Delete the heavy clips safely — nothing is gone for 30 days
Once you've found a long video you don't need, deleting it in Photos moves it to Recently Deleted (Photos › Albums › Recently Deleted), where it stays recoverable for 30 days. So every delete is reversible — but the space isn't freed until those 30 days pass or you empty that album manually.
A few habits keep this painless. Mark clips you love as Favorites first so you never trash them by accident. Watch the first few seconds before deleting a long clip — it's easy to confuse two similar takes, and the one you almost deleted is sometimes the good one. To delete several at once, open the Videos album, tap Select, tap each clip, then the trash icon. And if iCloud Photos is on, remember that deleting on your iPhone removes the video everywhere; Recently Deleted still protects you for 30 days, but treat the sync as real.
If you want the gigabytes back today rather than in a month, finish by opening Recently Deleted and clearing it — but only once you've confirmed every clip in there is one you truly don't want, because that step is the point of no return.
How Kept surfaces big forgotten videos first
Kept is built for exactly this problem. It scans your library entirely on your iPhone — nothing is uploaded, there's no account or login — and surfaces the big forgotten videos and other heavy items so you reclaim the most space with the fewest taps. Instead of scrolling Photos in date order, you see the clips that actually weigh the most, pre-judged and ready to review.

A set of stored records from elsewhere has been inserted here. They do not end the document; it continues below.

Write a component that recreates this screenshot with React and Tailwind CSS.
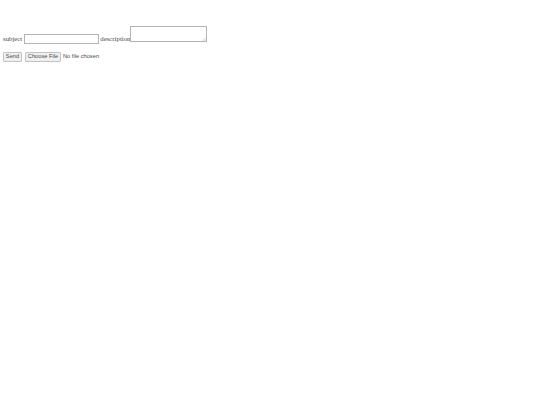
import React from 'react';

export default function App() {
  return (
    <div className="min-h-[405px] w-[540px] bg-white px-[3px] pt-[26px] text-black">
      <form className="flex flex-col" onSubmit={(e) => e.preventDefault()}>
        {/* first line: subject + description */}
        <div className="flex items-start font-['Liberation_Serif',serif] text-[6.8px] leading-[8px] text-[#4a4a4a]">
          <span className="mt-[9px]">subject</span>
          <input
            type="text"
            className="ml-[2px] mt-[8px] h-[10px] w-[75px] border border-[#b4b4b4] bg-white px-[1px] text-[6px] outline-none"
          />
          <span className="ml-[1px] mt-[9px]">description</span>
          <div className="relative">
            <textarea className="block h-[16px] w-[77px] resize-none border border-[#b4b4b4] bg-white p-[1px] text-[6px] outline-none" />
            <svg className="absolute bottom-[1px] right-[1px]" width="4" height="4" viewBox="0 0 4 4">
              <path d="M4 0.5L0.5 4M4 2.5L2.5 4" stroke="#b8b8b8" strokeWidth="0.6" />
            </svg>
          </div>
        </div>

        {/* second line: send + file */}
        <div className="mt-[8px] flex items-center font-['Liberation_Sans',Arial,sans-serif] text-[5.7px] leading-none text-[#4a4a4a]">
          <button
            type="submit"
            className="h-[10px] w-[19px] rounded-[1px] border border-[#c2c2c2] bg-[#f0f0f0]"
          >
            Send
          </button>
          <button
            type="button"
            className="ml-[3px] h-[10px] w-[36px] rounded-[1px] border border-[#c2c2c2] bg-[#f0f0f0]"
          >
            Choose File
          </button>
          <span className="ml-[2px]">No file chosen</span>
        </div>
      </form>
    </div>
  );
}
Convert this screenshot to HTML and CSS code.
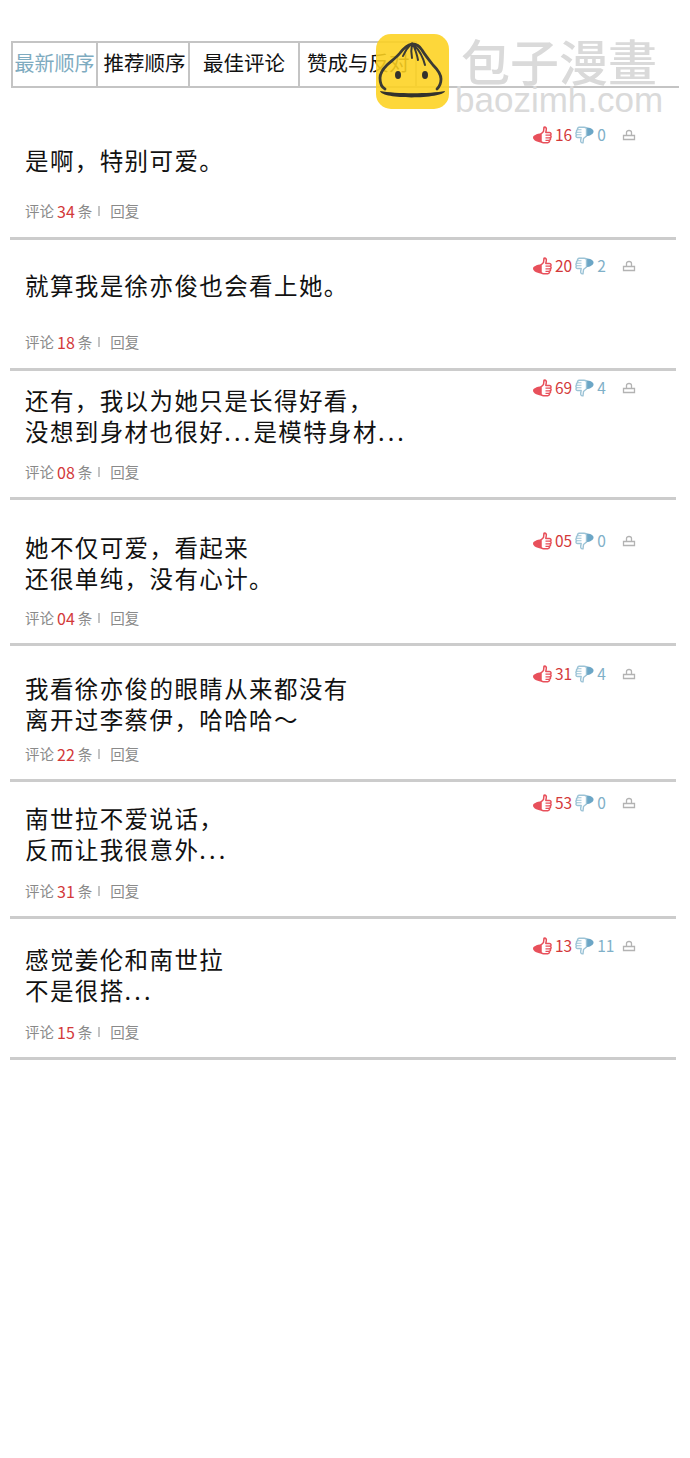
FILE: index.html
```html
<!DOCTYPE html>
<html lang="zh">
<head>
<meta charset="utf-8">
<title>评论</title>
<link rel="stylesheet" href="styles.css">
</head>
<body>
<svg class="defs" width="0" height="0" aria-hidden="true">
  <symbol id="up" viewBox="0 0 20 18">
    <path d="M0 11.500C0 9.500 3 8 9 7V16.500C4 16.500 0 14 0 11.500Z" fill="#e8505b"/>
    <path d="M8 8 10.500 5.500 11 1.200c1.800-.4 2.800 1 2.200 3L12.800 6.500h3.700c1.800 0 2 2.200.8 2.700 1.200.7 1 2.300-.1 2.600.8.900.3 2.300-.8 2.500.4 1.100-.3 2.400-1.600 2.400H10.500C9 16.700 8 16 8 15Z" fill="#fff" stroke="#e8505b" stroke-width="1.500" stroke-linejoin="round"/>
    <path d="M12.500 9.200h4.500M12.500 11.800h4.500M12.500 14.300h3.500" fill="none" stroke="#e8505b" stroke-width="1.300"/>
  </symbol>
  <symbol id="down" viewBox="0 0 20 18">
    <path d="M19.500 5.500C19.500 8 16.500 9.500 12 10.500V1.500C16 1.500 19.500 3 19.500 5.500Z" fill="#6ca6c6"/>
    <path d="M12.500 10 9.500 12.500 9 16.800c-1.800.4-2.800-1-2.200-3L7.200 11.500H3.500c-1.800 0-2-2.200-.8-2.700-1.200-.7-1-2.300.1-2.600-.8-.9-.3-2.300.8-2.500-.4-1.100.3-2.400 1.600-2.400H10c1.500 0 2.500.7 2.500 1.700Z" fill="#fff" stroke="#9cc3d6" stroke-width="1.400" stroke-linejoin="round"/>
    <path d="M7.500 8.800H3M7.500 6.200H3M7.500 3.700H4" fill="none" stroke="#9cc3d6" stroke-width="1.100"/>
  </symbol>
  <symbol id="report" viewBox="0 0 14 12">
    <path d="M4.500 6V3.500C4.500 2 5.500 1.500 7 1.500S9.500 2 9.500 3.500V6M1.500 6.500H12.500V10.500H1.500Z" fill="none" stroke="#b3b3b3" stroke-width="1.300"/>
  </symbol>
</svg>

<nav class="tabs">
  <a class="tab tab-new">最新顺序</a>
  <a class="tab tab-rec">推荐顺序</a>
  <a class="tab tab-best">最佳评论</a>
  <a class="tab tab-vote">赞成与反对</a>
</nav>

<div class="brand">
  <svg class="logo" viewBox="0 0 73 75" aria-hidden="true">
    <rect width="73" height="75" rx="15" fill="#fdd21f" fill-opacity=".88"/>
    <path d="M36 10C31 11 27 15 24 19 20 24 15 27 11 31 7 35 4 40 4 44 4 49 5 53 9 55" fill="none" stroke="#3b3a34" stroke-width="2.800" stroke-linecap="round"/>
    <path d="M36 10C41 10 43 12 46 16 49 21 53 26 57 31 62 36 65 40 65 45 65 49 64 52 61 55" fill="none" stroke="#3b3a34" stroke-width="2.800" stroke-linecap="round"/>
    <path d="M35 10C32 13 29 17 27 22M36 10C35 15 35 19 36 24M37 10C39 15 41 20 42 26M38 11C43 16 47 23 49 31" fill="none" stroke="#3b3a34" stroke-width="2" stroke-linecap="round"/>
    <ellipse cx="22" cy="41" rx="3" ry="4" fill="#33322c"/>
    <ellipse cx="49" cy="41" rx="3" ry="4" fill="#33322c"/>
    <path d="M4 57C20 60 54 60 69 57 68 65 6 66 4 57Z" fill="#33322c"/>
  </svg>
  <div class="brand-text">
    <div class="brand-name">包子漫畫</div>
    <div class="brand-url">baozimh.com</div>
  </div>
</div>

<main class="list">
  <article class="item item-1">
    <div class="body">
      <p class="text">是啊，特别可爱。</p>
      <p class="meta">评论 <b>34</b> 条<i class="sep"></i>回复</p>
    </div>
    <div class="votes">
      <svg class="ic"><use href="#up"/></svg><span class="n-up">16</span>
      <svg class="ic"><use href="#down"/></svg><span class="n-down">0</span>
      <svg class="ic-r"><use href="#report"/></svg>
    </div>
  </article>
  <article class="item item-2">
    <div class="body">
      <p class="text">就算我是徐亦俊也会看上她。</p>
      <p class="meta">评论 <b>18</b> 条<i class="sep"></i>回复</p>
    </div>
    <div class="votes">
      <svg class="ic"><use href="#up"/></svg><span class="n-up">20</span>
      <svg class="ic"><use href="#down"/></svg><span class="n-down">2</span>
      <svg class="ic-r"><use href="#report"/></svg>
    </div>
  </article>
  <article class="item item-3">
    <div class="body">
      <p class="text">还有，我以为她只是长得好看，<br>没想到身材也很好<span class="dots">...</span>是模特身材<span class="dots">...</span></p>
      <p class="meta">评论 <b>08</b> 条<i class="sep"></i>回复</p>
    </div>
    <div class="votes">
      <svg class="ic"><use href="#up"/></svg><span class="n-up">69</span>
      <svg class="ic"><use href="#down"/></svg><span class="n-down">4</span>
      <svg class="ic-r"><use href="#report"/></svg>
    </div>
  </article>
  <article class="item item-4">
    <div class="body">
      <p class="text">她不仅可爱，看起来<br>还很单纯，没有心计。</p>
      <p class="meta">评论 <b>04</b> 条<i class="sep"></i>回复</p>
    </div>
    <div class="votes">
      <svg class="ic"><use href="#up"/></svg><span class="n-up">05</span>
      <svg class="ic"><use href="#down"/></svg><span class="n-down">0</span>
      <svg class="ic-r"><use href="#report"/></svg>
    </div>
  </article>
  <article class="item item-5">
    <div class="body">
      <p class="text">我看徐亦俊的眼睛从来都没有<br>离开过李蔡伊，哈哈哈～</p>
      <p class="meta">评论 <b>22</b> 条<i class="sep"></i>回复</p>
    </div>
    <div class="votes">
      <svg class="ic"><use href="#up"/></svg><span class="n-up">31</span>
      <svg class="ic"><use href="#down"/></svg><span class="n-down">4</span>
      <svg class="ic-r"><use href="#report"/></svg>
    </div>
  </article>
  <article class="item item-6">
    <div class="body">
      <p class="text">南世拉不爱说话，<br>反而让我很意外<span class="dots">...</span></p>
      <p class="meta">评论 <b>31</b> 条<i class="sep"></i>回复</p>
    </div>
    <div class="votes">
      <svg class="ic"><use href="#up"/></svg><span class="n-up">53</span>
      <svg class="ic"><use href="#down"/></svg><span class="n-down">0</span>
      <svg class="ic-r"><use href="#report"/></svg>
    </div>
  </article>
  <article class="item item-7">
    <div class="body">
      <p class="text">感觉姜伦和南世拉<br>不是很搭<span class="dots">...</span></p>
      <p class="meta">评论 <b>15</b> 条<i class="sep"></i>回复</p>
    </div>
    <div class="votes">
      <svg class="ic"><use href="#up"/></svg><span class="n-up">13</span>
      <svg class="ic"><use href="#down"/></svg><span class="n-down">11</span>
      <svg class="ic-r"><use href="#report"/></svg>
    </div>
  </article>
</main>
</body>
</html>
```
FILE: styles.css
```css
* { box-sizing: border-box; }
html, body { margin: 0; padding: 0; background: #fff; }
body {
  width: 690px;
  height: 1458px;
  overflow: hidden;
  position: relative;
  padding-top: 41px;
  font-family: "Noto Sans CJK SC", "Noto Sans", sans-serif;
}
.defs { position: absolute; }

.tabs {
  display: flex;
  height: 47px;
  margin-left: 11px;
  width: 668px;
  border-bottom: 2px solid #c4c4c4;
}
.tab {
  display: flex;
  align-items: center;
  justify-content: center;
  height: 45px;
  padding-bottom: 4px;
  font-size: 20.5px;
  line-height: 1;
  color: #111;
  white-space: nowrap;
  border-top: 2px solid #c4c4c4;
  border-left: 2px solid #c4c4c4;
}
.tab-new { width: 85px; font-size: 20px; color: #7eabc0; }
.tab-rec { width: 92px; padding-left: 3px; }
.tab-best { width: 110px; }
.tab-vote { width: 119px; justify-content: flex-start; padding-left: 7px; border-right: 2px solid #c4c4c4; }

.brand {
  position: absolute;
  top: 34px;
  left: 376px;
  display: flex;
  gap: 6px;
}
.logo { width: 73px; height: 75px; display: block; }
.brand-text { display: flex; flex-direction: column; align-items: center; color: #dadada; }
.brand-name { font-size: 49px; line-height: 52px; font-weight: 500; white-space: nowrap; }
.brand-url { font-family: "Liberation Sans", sans-serif; font-size: 35px; line-height: 28px; white-space: nowrap; }

.list { margin: 0 14px 0 10px; }
.item {
  display: grid;
  grid-template-columns: 1fr auto;
  border-bottom: 3px solid #cccccc;
}
.body { padding-left: 15px; }
.text {
  margin: 0;
  font-size: 23.5px;
  line-height: 31px;
  letter-spacing: 1.4px;
  color: #111;
  white-space: nowrap;
}
.dots { letter-spacing: 3.2px; }
.meta {
  margin: 0;
  font-size: 14.5px;
  line-height: 20px;
  color: #8a8a8a;
  display: flex;
  align-items: center;
  gap: 3px;
}
.meta b { font-weight: 400; color: #d3393a; font-size: 16px; }
.sep { width: 2px; height: 10px; background: #c4c4c4; margin: 0 7px 0 3px; }

.votes {
  display: flex;
  align-items: center;
  height: 20px;
  margin-right: 40px;
  font-size: 15.5px;
  line-height: 20px;
  width: 103px;
}
.ic { width: 20px; height: 18px; flex: none; }
.ic-r { width: 14px; height: 12px; flex: none; margin-left: auto; }
.n-up { color: #d3393a; margin: 0 2px 2px; }
.n-down { color: #7fb0c8; margin: 0 0 2px 3px; }

.item-1 { height: 152px; }
.item-1 .body { padding-top: 57px; } .item-1 .meta { margin-top: 25px; } .item-1 .votes { margin-top: 37px; }
.item-2 { height: 131px; }
.item-2 .body { padding-top: 30px; } .item-2 .meta { margin-top: 31px; } .item-2 .votes { margin-top: 16px; }
.item-3 { height: 129px; }
.item-3 .body { padding-top: 14px; } .item-3 .meta { margin-top: 15px; } .item-3 .votes { margin-top: 7px; }
.item-4 { height: 146px; }
.item-4 .body { padding-top: 32px; } .item-4 .meta { margin-top: 14px; } .item-4 .votes { margin-top: 31px; }
.item-5 { height: 136px; }
.item-5 .body { padding-top: 27px; } .item-5 .meta { margin-top: 9px; } .item-5 .votes { margin-top: 18px; }
.item-6 { height: 137px; }
.item-6 .body { padding-top: 21px; } .item-6 .meta { margin-top: 16px; } .item-6 .votes { margin-top: 11px; }
.item-7 { height: 141px; }
.item-7 .body { padding-top: 25px; } .item-7 .meta { margin-top: 16px; } .item-7 .votes { margin-top: 17px; }
```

You stay in control of every call. Kept never deletes anything on its own — it suggests, you confirm with a swipe, and each delete routes to Recently Deleted, reversible for 30 days. Over time it learns your taste and pre-judges shots, and Move-on Mode can clear every photo of one person, with faces matched on-device. Cleaning by hand is free forever. Pro is optional, its price is shown on the App Store first, there's no trial that quietly auto-bills, and you can cancel in two taps.
Stop the buildup before it starts
If your camera roll fills up fast, consider recording in a lighter format. In Settings › Camera › Record Video you can drop to 1080p or a lower frame rate — going from 4K60 to 1080p30 cuts a minute of footage from roughly 400 MB to about 60 MB. It only changes new recordings, so your existing library is untouched, but it slows the next storage crunch dramatically. There's also a separate Record Slo-mo setting if you shoot a lot of slow motion and want to rein in its size.
Pair that with a quick video sweep every couple of weeks and you'll rarely see "Storage Almost Full" again. The whole point is to make this a five-minute habit rather than a yearly panic — and since every delete is reversible for 30 days, there's no risk in starting with the biggest clip you can find right now.